For the first time in a century, salmon will once again swim up Washington’s Elwha River to spawn in its headwaters and tributaries. The largest dam removal in U.S. history began in mid-September when contractors started chipping away at the Elwha and Glines Canyon dams (105 and 210 feet high, respectively) in Washington State. Within three years the river, which has a 45-mile main channel and more than 100 miles of tributaries, most of which flow through Olympic National Park, will run free, revitalizing the watershed.
“This project is restoring an ecosystem within a national park from the mountains to the sea,” says Brian Winter, the Elwha project manager for the National Park Service, the agency overseeing the removal, who has been working on the effort since 1983. “It will be restoration to an otherwise pristine habitat, which is fairly unique in the Pacific Northwest.”
These are just two of the 241 dams that have been taken down or breached since 2006, a 20 percent increase over the preceding half-decade. Many were no longer useful, or too expensive to maintain. In California and Oregon a diverse group of stakeholders, including officials, are proposing the removal of four hydroelectric dams on the Klamath River, and when the Condit Dam on the White Salmon River in Washington was blown up this fall, the event was broadcast on television.

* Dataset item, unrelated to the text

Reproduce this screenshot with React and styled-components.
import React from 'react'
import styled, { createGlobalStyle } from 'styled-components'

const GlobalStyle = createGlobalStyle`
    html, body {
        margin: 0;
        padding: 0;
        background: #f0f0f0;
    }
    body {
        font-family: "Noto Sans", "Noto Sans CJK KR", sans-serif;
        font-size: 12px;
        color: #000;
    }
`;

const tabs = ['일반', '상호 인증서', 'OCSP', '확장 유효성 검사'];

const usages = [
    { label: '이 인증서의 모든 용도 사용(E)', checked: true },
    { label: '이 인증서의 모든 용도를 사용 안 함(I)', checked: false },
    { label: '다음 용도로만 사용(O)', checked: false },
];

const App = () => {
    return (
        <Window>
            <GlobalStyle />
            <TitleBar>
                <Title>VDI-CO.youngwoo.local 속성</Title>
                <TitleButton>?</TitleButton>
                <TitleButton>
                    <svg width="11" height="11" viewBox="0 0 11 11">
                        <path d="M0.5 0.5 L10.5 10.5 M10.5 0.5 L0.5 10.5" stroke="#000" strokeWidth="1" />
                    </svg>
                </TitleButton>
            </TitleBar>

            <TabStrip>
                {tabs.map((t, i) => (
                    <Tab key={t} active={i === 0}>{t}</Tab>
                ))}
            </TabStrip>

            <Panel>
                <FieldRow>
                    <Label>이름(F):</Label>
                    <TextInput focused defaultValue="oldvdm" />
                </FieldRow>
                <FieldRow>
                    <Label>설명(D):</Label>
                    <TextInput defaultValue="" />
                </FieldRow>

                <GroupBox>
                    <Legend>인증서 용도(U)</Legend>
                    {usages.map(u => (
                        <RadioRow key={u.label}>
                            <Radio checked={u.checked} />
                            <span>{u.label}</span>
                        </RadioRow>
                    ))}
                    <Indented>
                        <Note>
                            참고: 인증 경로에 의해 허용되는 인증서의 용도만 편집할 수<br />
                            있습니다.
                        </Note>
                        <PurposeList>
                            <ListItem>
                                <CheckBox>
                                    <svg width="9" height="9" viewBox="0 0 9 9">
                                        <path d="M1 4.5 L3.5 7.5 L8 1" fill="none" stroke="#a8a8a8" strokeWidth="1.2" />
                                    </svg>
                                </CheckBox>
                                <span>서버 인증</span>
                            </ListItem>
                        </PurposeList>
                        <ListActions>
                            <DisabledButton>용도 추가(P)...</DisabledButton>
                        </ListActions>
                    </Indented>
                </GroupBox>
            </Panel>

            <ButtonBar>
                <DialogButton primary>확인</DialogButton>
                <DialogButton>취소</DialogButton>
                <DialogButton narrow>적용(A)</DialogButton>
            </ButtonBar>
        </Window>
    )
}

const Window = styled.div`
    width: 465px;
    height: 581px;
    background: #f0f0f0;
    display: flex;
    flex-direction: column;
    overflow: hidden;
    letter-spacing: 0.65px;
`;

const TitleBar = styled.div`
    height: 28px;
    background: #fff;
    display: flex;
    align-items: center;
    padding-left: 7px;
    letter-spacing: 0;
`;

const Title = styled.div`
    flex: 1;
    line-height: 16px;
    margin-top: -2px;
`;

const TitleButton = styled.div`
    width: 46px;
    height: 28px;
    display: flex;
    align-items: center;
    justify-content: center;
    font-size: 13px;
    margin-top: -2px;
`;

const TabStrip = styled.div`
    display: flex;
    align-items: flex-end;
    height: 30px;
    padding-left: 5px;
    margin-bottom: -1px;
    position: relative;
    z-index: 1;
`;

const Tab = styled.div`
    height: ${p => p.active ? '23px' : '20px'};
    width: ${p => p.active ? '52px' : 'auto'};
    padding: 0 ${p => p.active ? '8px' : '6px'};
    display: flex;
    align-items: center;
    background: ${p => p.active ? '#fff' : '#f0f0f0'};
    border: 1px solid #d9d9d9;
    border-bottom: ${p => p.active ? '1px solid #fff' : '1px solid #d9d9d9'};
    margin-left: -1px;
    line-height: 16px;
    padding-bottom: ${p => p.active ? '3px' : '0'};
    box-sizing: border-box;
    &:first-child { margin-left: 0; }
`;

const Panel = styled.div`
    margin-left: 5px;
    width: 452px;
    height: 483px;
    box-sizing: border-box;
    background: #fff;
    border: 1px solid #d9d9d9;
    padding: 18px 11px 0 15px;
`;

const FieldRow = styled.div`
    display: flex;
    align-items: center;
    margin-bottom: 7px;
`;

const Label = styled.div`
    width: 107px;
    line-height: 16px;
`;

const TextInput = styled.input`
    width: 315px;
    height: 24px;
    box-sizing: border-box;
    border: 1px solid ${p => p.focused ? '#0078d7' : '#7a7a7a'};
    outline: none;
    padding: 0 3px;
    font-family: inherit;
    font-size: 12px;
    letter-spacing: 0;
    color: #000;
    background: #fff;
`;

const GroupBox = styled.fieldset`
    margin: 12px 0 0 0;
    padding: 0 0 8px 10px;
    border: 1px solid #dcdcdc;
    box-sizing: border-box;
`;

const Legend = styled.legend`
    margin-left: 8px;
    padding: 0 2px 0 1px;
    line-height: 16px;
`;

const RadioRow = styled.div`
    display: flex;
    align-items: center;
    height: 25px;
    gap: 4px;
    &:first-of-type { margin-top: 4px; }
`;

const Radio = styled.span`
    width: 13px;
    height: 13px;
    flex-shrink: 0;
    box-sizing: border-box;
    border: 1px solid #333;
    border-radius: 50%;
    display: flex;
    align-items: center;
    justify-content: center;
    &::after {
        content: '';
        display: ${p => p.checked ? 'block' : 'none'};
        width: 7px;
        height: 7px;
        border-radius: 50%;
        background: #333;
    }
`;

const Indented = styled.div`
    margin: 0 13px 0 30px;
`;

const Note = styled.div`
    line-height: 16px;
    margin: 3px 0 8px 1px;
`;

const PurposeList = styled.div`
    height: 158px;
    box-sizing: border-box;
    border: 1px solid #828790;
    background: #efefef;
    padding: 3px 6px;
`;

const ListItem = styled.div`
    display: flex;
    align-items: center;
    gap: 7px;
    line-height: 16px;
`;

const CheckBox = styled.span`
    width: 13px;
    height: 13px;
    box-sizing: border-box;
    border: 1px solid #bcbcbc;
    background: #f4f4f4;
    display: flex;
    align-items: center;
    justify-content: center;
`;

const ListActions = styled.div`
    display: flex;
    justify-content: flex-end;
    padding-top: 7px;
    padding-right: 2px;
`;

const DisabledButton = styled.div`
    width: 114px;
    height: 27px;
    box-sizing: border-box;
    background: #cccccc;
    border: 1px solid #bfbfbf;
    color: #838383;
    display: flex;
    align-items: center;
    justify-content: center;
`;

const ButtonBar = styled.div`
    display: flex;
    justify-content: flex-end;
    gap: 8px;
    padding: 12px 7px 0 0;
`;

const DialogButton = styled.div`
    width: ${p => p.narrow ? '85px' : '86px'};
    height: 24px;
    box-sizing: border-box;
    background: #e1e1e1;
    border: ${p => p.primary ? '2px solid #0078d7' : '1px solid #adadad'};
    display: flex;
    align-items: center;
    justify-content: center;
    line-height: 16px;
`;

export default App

Between steadily declining fisheries and mounting pressures from environmentalists, owners are simply opting to do away with the structures. “Dams block fish migration and they can have some type of liability or probability of failure,” says Timothy Randle, a hydraulic engineer with the U.S. Bureau of Reclamation. Despite the planned or ongoing deconstruction of several high-profile dams like the Condit, there are still an estimated 79,000 dams in the country; about three percent generate energy, while others support recreation or agriculture and other industry.
The Elwha dam, finished in 1913, and the Glines Canyon dam, built in 1927, powered a paper mill. Trapped behind the behemoths is 24 million cubic yards of sediment, enough to fill the Empire State Building a whopping 17 times. This material will settle on the shores, river bottom, and estuary, creating better habitat for fish.
All five types of salmon that originally inhabited the waters could repopulate 70 miles of the river and its tributaries, potentially boosting the population from 3,000 today to 300,000 in the next 50 to 100 years. Studies show that the fish could be a boon for the growth of plants and wildlife. “Other animals will eat the carcasses, and the nutrients will soak into the system,” says George Pess, a fisheries biologist with the NOAA Northwest Fisheries Science Center. Deposits of such nutrients as nitrogen, carbon, and phosphorus from fish can fertilize areas along the river and even farther ashore.
Beyond these benefits, the return of salmon is also critical to the Lower Elwha Klallam Tribe, the group that launched the effort to eliminate the dams in the mid-1980s. The dams not only cut off the salmon runs, they didn’t align with the Klallam’s beliefs about safeguarding natural resources, says Robert Elofson, 59, the river restoration project director for the tribe. “This project means that probably within my lifetime we’ll start harvesting natural-run salmon again.”